** START DATA LINES **
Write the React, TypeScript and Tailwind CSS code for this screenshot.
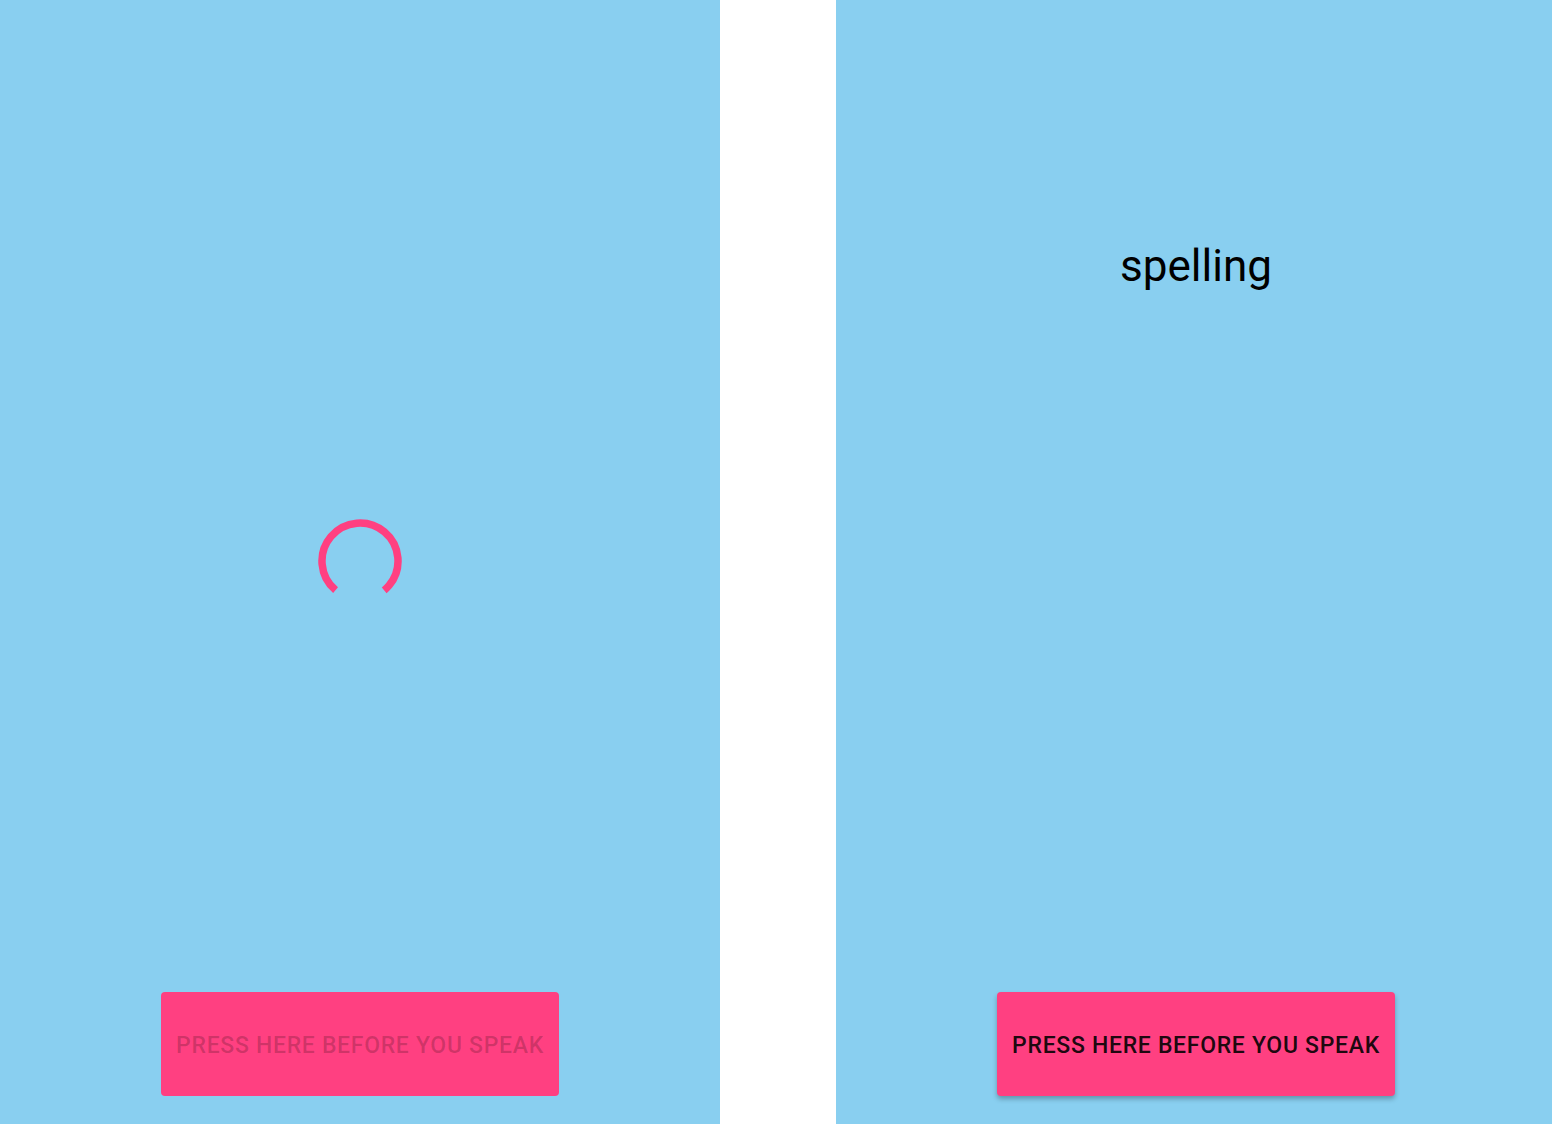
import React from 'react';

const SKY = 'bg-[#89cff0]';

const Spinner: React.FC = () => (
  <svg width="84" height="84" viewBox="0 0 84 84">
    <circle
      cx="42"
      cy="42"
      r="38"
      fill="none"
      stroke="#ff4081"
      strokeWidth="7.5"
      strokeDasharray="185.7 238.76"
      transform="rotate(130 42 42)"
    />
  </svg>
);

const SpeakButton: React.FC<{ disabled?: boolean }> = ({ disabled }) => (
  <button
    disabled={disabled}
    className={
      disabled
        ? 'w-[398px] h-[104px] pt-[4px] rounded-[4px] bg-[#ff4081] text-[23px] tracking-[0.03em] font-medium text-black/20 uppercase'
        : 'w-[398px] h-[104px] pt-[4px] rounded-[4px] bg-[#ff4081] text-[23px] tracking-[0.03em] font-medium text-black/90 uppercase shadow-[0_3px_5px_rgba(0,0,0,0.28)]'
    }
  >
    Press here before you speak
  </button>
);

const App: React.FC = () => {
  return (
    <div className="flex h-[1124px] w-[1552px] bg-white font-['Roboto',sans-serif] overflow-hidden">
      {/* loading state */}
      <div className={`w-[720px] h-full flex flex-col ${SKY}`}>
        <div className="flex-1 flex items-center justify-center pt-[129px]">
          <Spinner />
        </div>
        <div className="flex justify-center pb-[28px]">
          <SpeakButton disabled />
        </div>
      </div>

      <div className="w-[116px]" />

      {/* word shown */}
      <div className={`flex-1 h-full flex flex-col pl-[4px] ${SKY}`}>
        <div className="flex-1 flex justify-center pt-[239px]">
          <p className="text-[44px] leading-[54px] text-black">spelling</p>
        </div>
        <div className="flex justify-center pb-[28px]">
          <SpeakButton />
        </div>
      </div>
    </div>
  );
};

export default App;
** END DATA LINES **
Copy the material shown above in full and exactly. Skip the pictures.

ANSWER TO THIS TASK =>
Write the React, TypeScript and Tailwind CSS code for this screenshot.
import React from 'react';

const SKY = 'bg-[#89cff0]';

const Spinner: React.FC = () => (
  <svg width="84" height="84" viewBox="0 0 84 84">
    <circle
      cx="42"
      cy="42"
      r="38"
      fill="none"
      stroke="#ff4081"
      strokeWidth="7.5"
      strokeDasharray="185.7 238.76"
      transform="rotate(130 42 42)"
    />
  </svg>
);

const SpeakButton: React.FC<{ disabled?: boolean }> = ({ disabled }) => (
  <button
    disabled={disabled}
    className={
      disabled
        ? 'w-[398px] h-[104px] pt-[4px] rounded-[4px] bg-[#ff4081] text-[23px] tracking-[0.03em] font-medium text-black/20 uppercase'
        : 'w-[398px] h-[104px] pt-[4px] rounded-[4px] bg-[#ff4081] text-[23px] tracking-[0.03em] font-medium text-black/90 uppercase shadow-[0_3px_5px_rgba(0,0,0,0.28)]'
    }
  >
    Press here before you speak
  </button>
);

const App: React.FC = () => {
  return (
    <div className="flex h-[1124px] w-[1552px] bg-white font-['Roboto',sans-serif] overflow-hidden">
      {/* loading state */}
      <div className={`w-[720px] h-full flex flex-col ${SKY}`}>
        <div className="flex-1 flex items-center justify-center pt-[129px]">
          <Spinner />
        </div>
        <div className="flex justify-center pb-[28px]">
          <SpeakButton disabled />
        </div>
      </div>

      <div className="w-[116px]" />

      {/* word shown */}
      <div className={`flex-1 h-full flex flex-col pl-[4px] ${SKY}`}>
        <div className="flex-1 flex justify-center pt-[239px]">
          <p className="text-[44px] leading-[54px] text-black">spelling</p>
        </div>
        <div className="flex justify-center pb-[28px]">
          <SpeakButton />
        </div>
      </div>
    </div>
  );
};

export default App;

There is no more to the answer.